MUSE: Flexible Voiceprint Receptive Fields and Multi-Path Fusion Enhanced Taylor Transformer for U-Net-based Speech Enhancement
Zizhen Lin, Xiaoting Chen, Junyu Wang
TL;DR
This work tackles the challenge of achieving strong speech enhancement with a lightweight model. It introduces MUSE, a U-Net-based architecture that integrates Deformable Embedding and a Multi-path Enhanced Taylor Transformer (MET) to learn flexible voiceprint receptive fields and effective feature fusion while maintaining a tiny footprint of $0.51M$ parameters. The MET block combines Taylor multi-head attention with channel and spatial attention branches, fused via a Simple Gate, and is complemented by a Dense Convolution Codec to broaden receptive fields. On VoiceBank+DEMAND, MUSE delivers competitive objective metrics with significantly reduced training and deployment costs, demonstrating practical potential for real-time, low-resource speech enhancement applications.
Abstract
Achieving a balance between lightweight design and high performance remains a challenging task for speech enhancement.

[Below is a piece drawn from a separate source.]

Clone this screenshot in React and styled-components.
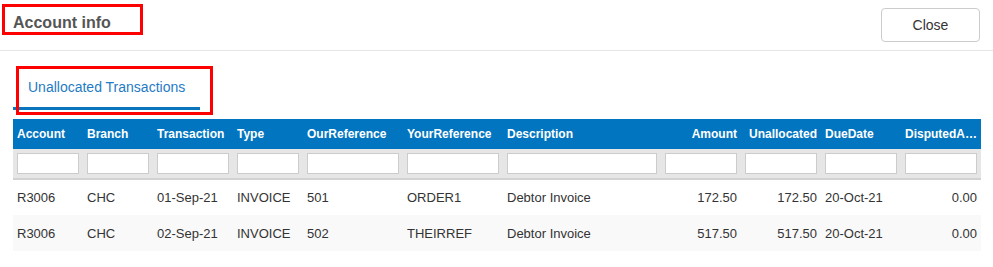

In this paper, we introduce Multi-path Enhanced Taylor (MET) Transformer based U-net for Speech Enhancement (MUSE), a lightweight speech enhancement network built upon the Unet architecture. Our approach incorporates a novel Multi-path Enhanced Taylor (MET) Transformer block, which integrates Deformable Embedding (DE) to enable flexible receptive fields for voiceprints. The MET Transformer is uniquely designed to fuse Channel and Spatial Attention (CSA) branches, facilitating channel information exchange and addressing spatial attention deficits within the Taylor-Transformer framework. Through extensive experiments conducted on the VoiceBank+DEMAND dataset, we demonstrate that MUSE achieves competitive performance while significantly reducing both training and deployment costs, boasting a mere 0.51M parameters.